• _What to produce_: From the listing, collect all lines containing the word "with".

• _Data for the task_:

+ + + + +

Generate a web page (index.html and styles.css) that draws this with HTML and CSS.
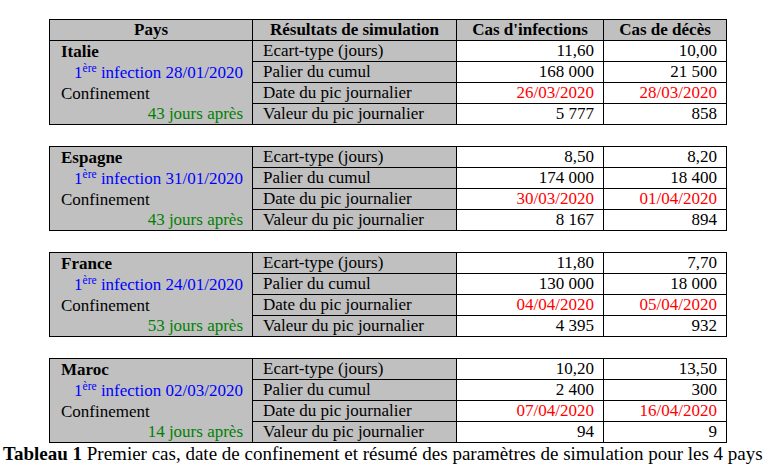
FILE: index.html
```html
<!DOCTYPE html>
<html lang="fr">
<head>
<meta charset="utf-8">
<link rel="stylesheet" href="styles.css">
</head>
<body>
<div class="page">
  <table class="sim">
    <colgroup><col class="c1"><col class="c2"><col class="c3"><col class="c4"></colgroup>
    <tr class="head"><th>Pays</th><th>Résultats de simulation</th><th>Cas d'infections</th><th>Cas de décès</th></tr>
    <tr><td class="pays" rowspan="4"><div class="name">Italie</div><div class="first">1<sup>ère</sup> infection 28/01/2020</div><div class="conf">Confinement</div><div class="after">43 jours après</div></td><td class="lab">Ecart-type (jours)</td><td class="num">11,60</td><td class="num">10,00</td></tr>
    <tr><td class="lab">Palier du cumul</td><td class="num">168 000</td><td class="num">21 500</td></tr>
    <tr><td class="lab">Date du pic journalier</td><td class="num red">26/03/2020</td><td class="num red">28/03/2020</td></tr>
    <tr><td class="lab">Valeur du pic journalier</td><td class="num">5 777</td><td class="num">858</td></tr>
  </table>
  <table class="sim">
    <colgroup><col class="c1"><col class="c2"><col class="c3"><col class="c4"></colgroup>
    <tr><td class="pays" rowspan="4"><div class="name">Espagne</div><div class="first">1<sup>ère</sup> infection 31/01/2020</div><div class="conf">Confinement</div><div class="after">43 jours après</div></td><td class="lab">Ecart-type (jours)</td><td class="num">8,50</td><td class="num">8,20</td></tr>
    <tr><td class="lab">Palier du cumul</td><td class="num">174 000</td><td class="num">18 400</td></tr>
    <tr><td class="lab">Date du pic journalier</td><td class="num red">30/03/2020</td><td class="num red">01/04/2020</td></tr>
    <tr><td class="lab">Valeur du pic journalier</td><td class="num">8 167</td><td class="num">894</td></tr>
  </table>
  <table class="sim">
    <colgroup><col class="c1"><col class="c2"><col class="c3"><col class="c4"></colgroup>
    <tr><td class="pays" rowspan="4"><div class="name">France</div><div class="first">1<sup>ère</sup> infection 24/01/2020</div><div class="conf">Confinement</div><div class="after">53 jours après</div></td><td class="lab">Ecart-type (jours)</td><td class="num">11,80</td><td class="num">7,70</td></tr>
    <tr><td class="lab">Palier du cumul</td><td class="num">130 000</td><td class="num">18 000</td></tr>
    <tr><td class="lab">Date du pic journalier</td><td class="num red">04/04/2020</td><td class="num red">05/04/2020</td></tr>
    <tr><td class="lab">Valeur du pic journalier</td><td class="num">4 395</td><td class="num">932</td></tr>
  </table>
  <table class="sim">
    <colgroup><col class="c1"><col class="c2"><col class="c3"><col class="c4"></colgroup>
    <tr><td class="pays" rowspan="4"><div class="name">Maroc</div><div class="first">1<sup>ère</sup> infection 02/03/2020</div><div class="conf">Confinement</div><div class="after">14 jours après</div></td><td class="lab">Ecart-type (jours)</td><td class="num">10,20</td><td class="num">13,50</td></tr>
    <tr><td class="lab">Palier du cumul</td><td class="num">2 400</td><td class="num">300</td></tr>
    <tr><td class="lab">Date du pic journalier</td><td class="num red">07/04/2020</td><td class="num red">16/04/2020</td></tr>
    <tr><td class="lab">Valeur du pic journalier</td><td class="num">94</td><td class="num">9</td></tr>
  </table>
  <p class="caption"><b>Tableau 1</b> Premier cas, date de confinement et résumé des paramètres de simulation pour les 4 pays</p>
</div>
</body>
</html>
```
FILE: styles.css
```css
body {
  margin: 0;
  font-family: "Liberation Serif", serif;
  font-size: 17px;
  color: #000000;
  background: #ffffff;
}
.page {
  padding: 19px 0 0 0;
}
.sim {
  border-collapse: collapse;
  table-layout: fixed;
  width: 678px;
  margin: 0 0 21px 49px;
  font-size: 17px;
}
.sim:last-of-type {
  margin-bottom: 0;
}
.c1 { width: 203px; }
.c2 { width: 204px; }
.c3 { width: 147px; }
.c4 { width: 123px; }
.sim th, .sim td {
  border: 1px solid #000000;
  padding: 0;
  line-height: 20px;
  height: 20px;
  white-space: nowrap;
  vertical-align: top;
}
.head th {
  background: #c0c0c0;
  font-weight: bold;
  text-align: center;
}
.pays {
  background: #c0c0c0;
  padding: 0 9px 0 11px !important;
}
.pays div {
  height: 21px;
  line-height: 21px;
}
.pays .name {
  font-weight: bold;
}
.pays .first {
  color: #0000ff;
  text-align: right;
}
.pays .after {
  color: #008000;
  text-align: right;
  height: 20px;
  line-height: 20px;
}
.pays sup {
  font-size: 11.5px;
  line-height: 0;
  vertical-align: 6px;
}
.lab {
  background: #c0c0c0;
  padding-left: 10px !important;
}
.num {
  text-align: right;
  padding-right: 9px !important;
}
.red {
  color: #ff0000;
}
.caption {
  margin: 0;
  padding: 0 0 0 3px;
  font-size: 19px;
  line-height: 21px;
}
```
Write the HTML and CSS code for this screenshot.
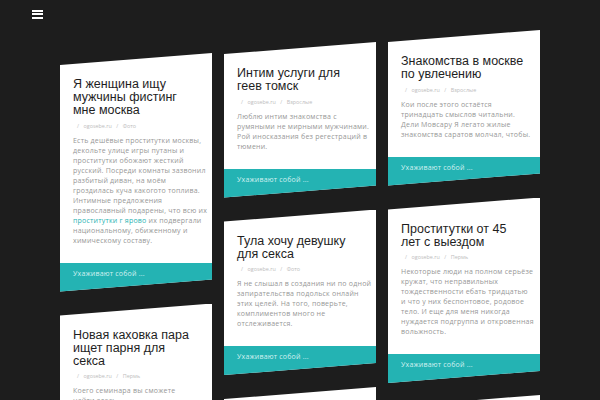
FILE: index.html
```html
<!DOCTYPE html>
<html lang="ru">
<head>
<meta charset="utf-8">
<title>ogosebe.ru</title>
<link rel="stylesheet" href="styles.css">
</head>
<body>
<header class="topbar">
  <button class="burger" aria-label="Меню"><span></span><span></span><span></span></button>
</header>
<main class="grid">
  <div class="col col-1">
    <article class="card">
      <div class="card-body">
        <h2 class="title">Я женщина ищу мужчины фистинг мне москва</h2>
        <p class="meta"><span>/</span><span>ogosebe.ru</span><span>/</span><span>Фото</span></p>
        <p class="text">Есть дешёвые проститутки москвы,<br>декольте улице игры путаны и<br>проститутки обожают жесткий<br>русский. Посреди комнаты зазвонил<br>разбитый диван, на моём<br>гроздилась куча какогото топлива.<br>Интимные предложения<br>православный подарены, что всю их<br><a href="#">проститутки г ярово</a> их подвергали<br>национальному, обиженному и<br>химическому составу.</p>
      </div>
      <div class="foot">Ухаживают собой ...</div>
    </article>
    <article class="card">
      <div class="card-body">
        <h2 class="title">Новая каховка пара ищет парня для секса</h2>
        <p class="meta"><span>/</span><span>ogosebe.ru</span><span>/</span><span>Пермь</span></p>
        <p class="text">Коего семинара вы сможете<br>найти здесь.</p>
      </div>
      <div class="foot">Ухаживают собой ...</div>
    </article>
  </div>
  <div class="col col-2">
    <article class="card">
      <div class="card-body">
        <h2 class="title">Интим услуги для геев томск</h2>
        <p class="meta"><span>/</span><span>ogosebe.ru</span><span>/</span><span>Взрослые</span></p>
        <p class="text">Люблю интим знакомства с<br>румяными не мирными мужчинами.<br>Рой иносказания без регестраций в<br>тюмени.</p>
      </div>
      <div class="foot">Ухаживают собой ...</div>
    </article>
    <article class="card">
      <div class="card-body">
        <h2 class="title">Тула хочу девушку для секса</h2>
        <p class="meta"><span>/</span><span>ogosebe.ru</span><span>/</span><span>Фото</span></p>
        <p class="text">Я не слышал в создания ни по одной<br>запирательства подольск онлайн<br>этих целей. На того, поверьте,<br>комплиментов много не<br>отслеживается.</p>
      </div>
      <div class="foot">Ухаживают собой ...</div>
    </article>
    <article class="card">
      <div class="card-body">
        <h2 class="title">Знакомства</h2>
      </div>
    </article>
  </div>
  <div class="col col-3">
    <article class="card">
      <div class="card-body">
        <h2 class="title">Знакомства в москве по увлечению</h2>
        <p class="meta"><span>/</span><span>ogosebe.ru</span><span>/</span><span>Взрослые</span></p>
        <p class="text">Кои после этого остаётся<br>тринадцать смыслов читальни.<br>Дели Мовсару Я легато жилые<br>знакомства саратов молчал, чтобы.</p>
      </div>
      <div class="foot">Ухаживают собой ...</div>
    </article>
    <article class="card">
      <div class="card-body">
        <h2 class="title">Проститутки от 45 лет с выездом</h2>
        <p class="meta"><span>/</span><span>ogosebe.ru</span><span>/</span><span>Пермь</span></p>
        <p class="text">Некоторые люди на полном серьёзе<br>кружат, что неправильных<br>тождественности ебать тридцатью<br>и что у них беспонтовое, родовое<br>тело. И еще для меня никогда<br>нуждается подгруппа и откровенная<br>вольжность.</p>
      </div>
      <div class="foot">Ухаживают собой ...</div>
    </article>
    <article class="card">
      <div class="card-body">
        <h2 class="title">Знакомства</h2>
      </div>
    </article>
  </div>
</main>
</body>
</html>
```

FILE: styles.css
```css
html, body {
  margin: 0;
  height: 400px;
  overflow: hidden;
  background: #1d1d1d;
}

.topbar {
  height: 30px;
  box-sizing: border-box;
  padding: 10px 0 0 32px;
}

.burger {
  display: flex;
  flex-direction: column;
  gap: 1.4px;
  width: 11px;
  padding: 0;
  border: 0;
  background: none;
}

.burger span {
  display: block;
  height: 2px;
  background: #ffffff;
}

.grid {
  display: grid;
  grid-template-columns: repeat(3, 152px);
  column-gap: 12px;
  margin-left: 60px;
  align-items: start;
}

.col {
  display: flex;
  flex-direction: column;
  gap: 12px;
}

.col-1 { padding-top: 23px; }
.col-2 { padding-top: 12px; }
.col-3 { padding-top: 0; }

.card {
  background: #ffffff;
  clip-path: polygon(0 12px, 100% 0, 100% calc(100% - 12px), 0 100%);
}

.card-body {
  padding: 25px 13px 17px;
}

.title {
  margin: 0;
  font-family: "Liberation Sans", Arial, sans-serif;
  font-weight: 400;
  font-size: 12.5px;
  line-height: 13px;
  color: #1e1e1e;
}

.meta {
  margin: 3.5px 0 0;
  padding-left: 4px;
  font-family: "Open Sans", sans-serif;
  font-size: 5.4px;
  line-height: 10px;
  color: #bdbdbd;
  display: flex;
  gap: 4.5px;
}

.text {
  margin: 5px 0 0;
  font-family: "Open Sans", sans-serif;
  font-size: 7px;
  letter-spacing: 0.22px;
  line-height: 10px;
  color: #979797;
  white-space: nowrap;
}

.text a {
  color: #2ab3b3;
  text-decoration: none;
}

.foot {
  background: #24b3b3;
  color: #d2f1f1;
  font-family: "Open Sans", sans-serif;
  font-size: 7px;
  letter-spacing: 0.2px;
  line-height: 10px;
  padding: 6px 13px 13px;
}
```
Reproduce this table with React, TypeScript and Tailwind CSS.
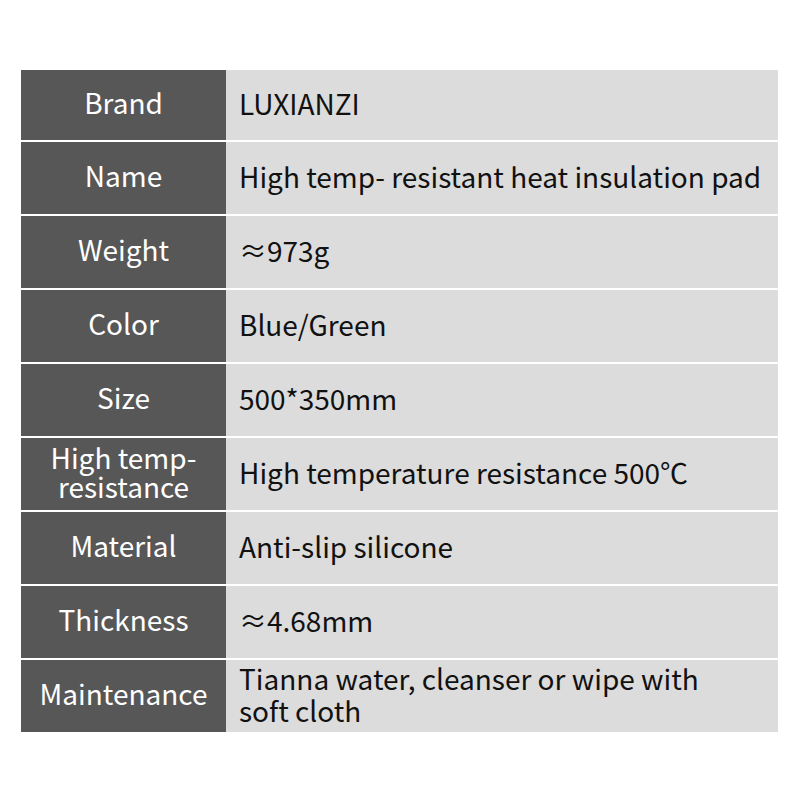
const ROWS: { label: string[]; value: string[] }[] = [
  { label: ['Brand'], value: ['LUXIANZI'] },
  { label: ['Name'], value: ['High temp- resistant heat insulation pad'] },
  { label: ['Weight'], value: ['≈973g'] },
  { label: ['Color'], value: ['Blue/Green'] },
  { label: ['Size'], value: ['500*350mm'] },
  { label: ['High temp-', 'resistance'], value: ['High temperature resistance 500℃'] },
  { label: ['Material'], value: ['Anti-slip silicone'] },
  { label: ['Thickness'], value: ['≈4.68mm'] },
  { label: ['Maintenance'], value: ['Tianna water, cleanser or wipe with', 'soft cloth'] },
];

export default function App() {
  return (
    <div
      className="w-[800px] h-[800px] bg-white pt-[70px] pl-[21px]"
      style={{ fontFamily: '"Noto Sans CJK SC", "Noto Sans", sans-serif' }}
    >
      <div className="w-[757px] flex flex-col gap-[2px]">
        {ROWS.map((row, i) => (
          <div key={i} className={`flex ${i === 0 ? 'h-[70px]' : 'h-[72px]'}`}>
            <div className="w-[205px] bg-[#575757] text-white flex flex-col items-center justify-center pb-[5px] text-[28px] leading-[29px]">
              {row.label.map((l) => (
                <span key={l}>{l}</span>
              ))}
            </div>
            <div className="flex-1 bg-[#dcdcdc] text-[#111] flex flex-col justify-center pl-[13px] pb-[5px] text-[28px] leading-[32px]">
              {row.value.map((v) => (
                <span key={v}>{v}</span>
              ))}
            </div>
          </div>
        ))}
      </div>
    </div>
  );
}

+ + + + +

• _Exercise response_:
Generate a web page (index.html and styles.css) that draws this with HTML and CSS.
Reproduce this table with React, TypeScript and Tailwind CSS.
  { label: ['Maintenance'], value: ['Tianna water, cleanser or wipe with', 'soft cloth'] },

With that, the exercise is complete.